- [GIVEN EXERCISE]: Without the pictures, return all of the material exactly as written.

=== RECORDED INFORMATION ===

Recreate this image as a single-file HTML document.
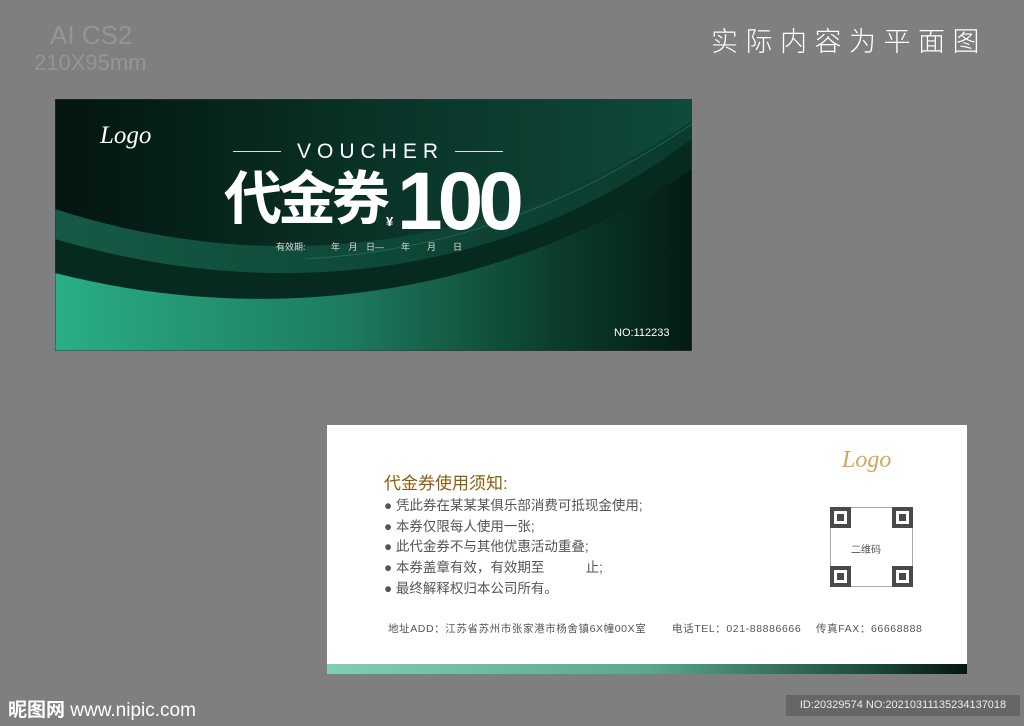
<!DOCTYPE html>
<html><head><meta charset="utf-8"><style>
*{margin:0;padding:0;box-sizing:border-box}
body{width:1024px;height:726px;background:#7f7f7f;position:relative;overflow:hidden;font-family:"Liberation Sans","Noto Sans CJK SC",sans-serif}
.abs{position:absolute;white-space:nowrap}
.qc{position:absolute;width:21px;height:21px;background:#4a4a4a;padding:4px}
.qc div{width:13px;height:13px;background:#fff;padding:3px}
.qc div div{width:7px;height:7px;background:#4a4a4a}
.li{position:absolute;left:384px;font-size:13.5px;color:#555}
</style></head><body>
<div class="abs" style="left:50px;top:20px;font-size:26px;color:#959595;font-weight:300">AI CS2</div>
<div class="abs" style="left:34px;top:50px;font-size:22px;color:#959595">210X95mm</div>
<div class="abs" style="left:711px;top:20px;font-size:27px;color:#fff;letter-spacing:7.5px;font-weight:300">实际内容为平面图</div>

<svg class="abs" style="left:55px;top:99px" width="637" height="252" viewBox="0 0 637 252">
<defs>
<linearGradient id="bg" x1="0" x2="1"><stop offset="0" stop-color="#03150f"/><stop offset="0.5" stop-color="#0a3328"/><stop offset="1" stop-color="#0f4a3a"/></linearGradient>
<linearGradient id="g1" x1="0" x2="1"><stop offset="0" stop-color="#2aae86"/><stop offset="0.45" stop-color="#1d7c60"/><stop offset="0.8" stop-color="#0b3a2c"/><stop offset="1" stop-color="#041b14"/></linearGradient>
<linearGradient id="g2" x1="0" x2="1"><stop offset="0" stop-color="#155a46"/><stop offset="0.6" stop-color="#0e4536"/><stop offset="1" stop-color="#0b3a2e"/></linearGradient>
</defs>
<rect width="637" height="252" fill="url(#bg)"/>
<path d="M0 110 C200 175 430 160 637 22 L637 252 L0 252Z" fill="url(#g2)"/>
<path d="M0 140 C220 205 450 180 637 40 L637 252 L0 252Z" fill="#062a20"/>
<path d="M0 174 C220 230 450 195 637 70 L637 252 L0 252Z" fill="url(#g1)"/>
<path d="M0 205 C220 250 450 215 637 105 L637 252 L0 252Z" fill="url(#g1)" opacity="0.5"/>
<path d="M250 160 C420 150 540 90 637 25" stroke="#2d8a6c" stroke-width="1" fill="none" opacity="0.5"/>
<rect x="0" y="0" width="637" height="252" fill="none" stroke="#333" stroke-width="1"/>
</svg>
<div class="abs" style="left:100px;top:122px;font-family:'Liberation Serif',serif;font-style:italic;font-size:25px;color:#fff">Logo</div>
<div class="abs" style="left:233px;top:151px;width:48px;height:1px;background:#ddd"></div>
<div class="abs" style="left:455px;top:151px;width:48px;height:1px;background:#ddd"></div>
<div class="abs" style="left:297px;top:140px;font-size:21px;color:#fff;letter-spacing:6px">VOUCHER</div>
<div class="abs" style="left:224px;top:162px;font-size:58px;font-weight:bold;color:#fff;line-height:76px;letter-spacing:-4px">代金券</div>
<div class="abs" style="left:386px;top:214px;font-size:13px;color:#fff;font-weight:bold">¥</div>
<div class="abs" style="left:397px;top:156px;font-size:82px;font-weight:bold;color:#fff;letter-spacing:-5px;line-height:92px">100</div>
<div class="abs" style="left:276px;top:240px;font-size:9px;color:#ddd;word-spacing:6px">有效期: &nbsp; 年 月 日— &nbsp;年 &nbsp;月 &nbsp;日</div>
<div class="abs" style="left:614px;top:327px;font-size:11px;color:#fff">NO:112233</div>

<div class="abs" style="left:327px;top:425px;width:640px;height:249px;background:#fff"></div>
<div class="abs" style="left:327px;top:664px;width:640px;height:10px;background:linear-gradient(90deg,#7ecfb3,#5aa88f 50%,#1c4a3c 85%,#061510)"></div>
<div class="abs" style="left:384px;top:469px;font-size:17px;color:#8a5e10">代金券使用须知:</div>
<div class="li" style="top:494px">● 凭此券在某某某俱乐部消费可抵现金使用;</div>
<div class="li" style="top:515px">● 本券仅限每人使用一张;</div>
<div class="li" style="top:535px">● 此代金券不与其他优惠活动重叠;</div>
<div class="li" style="top:556px">● 本券盖章有效，有效期至 &nbsp; &nbsp; &nbsp; &nbsp; &nbsp; 止;</div>
<div class="li" style="top:577px">● 最终解释权归本公司所有。</div>
<div class="abs" style="left:842px;top:447px;font-family:'Liberation Serif',serif;font-style:italic;font-size:24px;color:#d1a55e">Logo</div>
<div class="abs" style="left:830px;top:507px;width:83px;height:80px;border:1px solid #aaa"></div>
<div class="qc" style="left:830px;top:507px"><div><div></div></div></div>
<div class="qc" style="left:892px;top:507px"><div><div></div></div></div>
<div class="qc" style="left:830px;top:566px"><div><div></div></div></div>
<div class="qc" style="left:892px;top:566px"><div><div></div></div></div>
<div class="abs" style="left:851px;top:541px;font-size:10px;color:#555">二维码</div>
<div class="abs" style="left:388px;top:621px;font-size:10.5px;color:#555;letter-spacing:0.6px">地址ADD：江苏省苏州市张家港市杨舍镇6X幢00X室</div>
<div class="abs" style="left:672px;top:621px;font-size:10.5px;color:#555;letter-spacing:0.6px">电话TEL：021-88886666</div>
<div class="abs" style="left:816px;top:621px;font-size:10.5px;color:#555;letter-spacing:0.6px">传真FAX：66668888</div>

<div class="abs" style="left:8px;top:695px;font-size:19px;color:#fff;font-weight:bold">昵图网 <span style="font-weight:normal">www.nipic.com</span></div>
<div class="abs" style="left:786px;top:695px;width:234px;height:21px;background:#666;color:#eee;font-size:11px;line-height:21px;text-align:center">ID:20329574 NO:20210311135234137018</div>
</body></html>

===

- [TASK ANSWER]:
Recreate this image as a single-file HTML document.
<!DOCTYPE html>
<html><head><meta charset="utf-8"><style>
*{margin:0;padding:0;box-sizing:border-box}
body{width:1024px;height:726px;background:#7f7f7f;position:relative;overflow:hidden;font-family:"Liberation Sans","Noto Sans CJK SC",sans-serif}
.abs{position:absolute;white-space:nowrap}
.qc{position:absolute;width:21px;height:21px;background:#4a4a4a;padding:4px}
.qc div{width:13px;height:13px;background:#fff;padding:3px}
.qc div div{width:7px;height:7px;background:#4a4a4a}
.li{position:absolute;left:384px;font-size:13.5px;color:#555}
</style></head><body>
<div class="abs" style="left:50px;top:20px;font-size:26px;color:#959595;font-weight:300">AI CS2</div>
<div class="abs" style="left:34px;top:50px;font-size:22px;color:#959595">210X95mm</div>
<div class="abs" style="left:711px;top:20px;font-size:27px;color:#fff;letter-spacing:7.5px;font-weight:300">实际内容为平面图</div>

<svg class="abs" style="left:55px;top:99px" width="637" height="252" viewBox="0 0 637 252">
<defs>
<linearGradient id="bg" x1="0" x2="1"><stop offset="0" stop-color="#03150f"/><stop offset="0.5" stop-color="#0a3328"/><stop offset="1" stop-color="#0f4a3a"/></linearGradient>
<linearGradient id="g1" x1="0" x2="1"><stop offset="0" stop-color="#2aae86"/><stop offset="0.45" stop-color="#1d7c60"/><stop offset="0.8" stop-color="#0b3a2c"/><stop offset="1" stop-color="#041b14"/></linearGradient>
<linearGradient id="g2" x1="0" x2="1"><stop offset="0" stop-color="#155a46"/><stop offset="0.6" stop-color="#0e4536"/><stop offset="1" stop-color="#0b3a2e"/></linearGradient>
</defs>
<rect width="637" height="252" fill="url(#bg)"/>
<path d="M0 110 C200 175 430 160 637 22 L637 252 L0 252Z" fill="url(#g2)"/>
<path d="M0 140 C220 205 450 180 637 40 L637 252 L0 252Z" fill="#062a20"/>
<path d="M0 174 C220 230 450 195 637 70 L637 252 L0 252Z" fill="url(#g1)"/>
<path d="M0 205 C220 250 450 215 637 105 L637 252 L0 252Z" fill="url(#g1)" opacity="0.5"/>
<path d="M250 160 C420 150 540 90 637 25" stroke="#2d8a6c" stroke-width="1" fill="none" opacity="0.5"/>
<rect x="0" y="0" width="637" height="252" fill="none" stroke="#333" stroke-width="1"/>
</svg>
<div class="abs" style="left:100px;top:122px;font-family:'Liberation Serif',serif;font-style:italic;font-size:25px;color:#fff">Logo</div>
<div class="abs" style="left:233px;top:151px;width:48px;height:1px;background:#ddd"></div>
<div class="abs" style="left:455px;top:151px;width:48px;height:1px;background:#ddd"></div>
<div class="abs" style="left:297px;top:140px;font-size:21px;color:#fff;letter-spacing:6px">VOUCHER</div>
<div class="abs" style="left:224px;top:162px;font-size:58px;font-weight:bold;color:#fff;line-height:76px;letter-spacing:-4px">代金券</div>
<div class="abs" style="left:386px;top:214px;font-size:13px;color:#fff;font-weight:bold">¥</div>
<div class="abs" style="left:397px;top:156px;font-size:82px;font-weight:bold;color:#fff;letter-spacing:-5px;line-height:92px">100</div>
<div class="abs" style="left:276px;top:240px;font-size:9px;color:#ddd;word-spacing:6px">有效期: &nbsp; 年 月 日— &nbsp;年 &nbsp;月 &nbsp;日</div>
<div class="abs" style="left:614px;top:327px;font-size:11px;color:#fff">NO:112233</div>

<div class="abs" style="left:327px;top:425px;width:640px;height:249px;background:#fff"></div>
<div class="abs" style="left:327px;top:664px;width:640px;height:10px;background:linear-gradient(90deg,#7ecfb3,#5aa88f 50%,#1c4a3c 85%,#061510)"></div>
<div class="abs" style="left:384px;top:469px;font-size:17px;color:#8a5e10">代金券使用须知:</div>
<div class="li" style="top:494px">● 凭此券在某某某俱乐部消费可抵现金使用;</div>
<div class="li" style="top:515px">● 本券仅限每人使用一张;</div>
<div class="li" style="top:535px">● 此代金券不与其他优惠活动重叠;</div>
<div class="li" style="top:556px">● 本券盖章有效，有效期至 &nbsp; &nbsp; &nbsp; &nbsp; &nbsp; 止;</div>
<div class="li" style="top:577px">● 最终解释权归本公司所有。</div>
<div class="abs" style="left:842px;top:447px;font-family:'Liberation Serif',serif;font-style:italic;font-size:24px;color:#d1a55e">Logo</div>
<div class="abs" style="left:830px;top:507px;width:83px;height:80px;border:1px solid #aaa"></div>
<div class="qc" style="left:830px;top:507px"><div><div></div></div></div>
<div class="qc" style="left:892px;top:507px"><div><div></div></div></div>
<div class="qc" style="left:830px;top:566px"><div><div></div></div></div>
<div class="qc" style="left:892px;top:566px"><div><div></div></div></div>
<div class="abs" style="left:851px;top:541px;font-size:10px;color:#555">二维码</div>
<div class="abs" style="left:388px;top:621px;font-size:10.5px;color:#555;letter-spacing:0.6px">地址ADD：江苏省苏州市张家港市杨舍镇6X幢00X室</div>
<div class="abs" style="left:672px;top:621px;font-size:10.5px;color:#555;letter-spacing:0.6px">电话TEL：021-88886666</div>
<div class="abs" style="left:816px;top:621px;font-size:10.5px;color:#555;letter-spacing:0.6px">传真FAX：66668888</div>

<div class="abs" style="left:8px;top:695px;font-size:19px;color:#fff;font-weight:bold">昵图网 <span style="font-weight:normal">www.nipic.com</span></div>
<div class="abs" style="left:786px;top:695px;width:234px;height:21px;background:#666;color:#eee;font-size:11px;line-height:21px;text-align:center">ID:20329574 NO:20210311135234137018</div>
</body></html>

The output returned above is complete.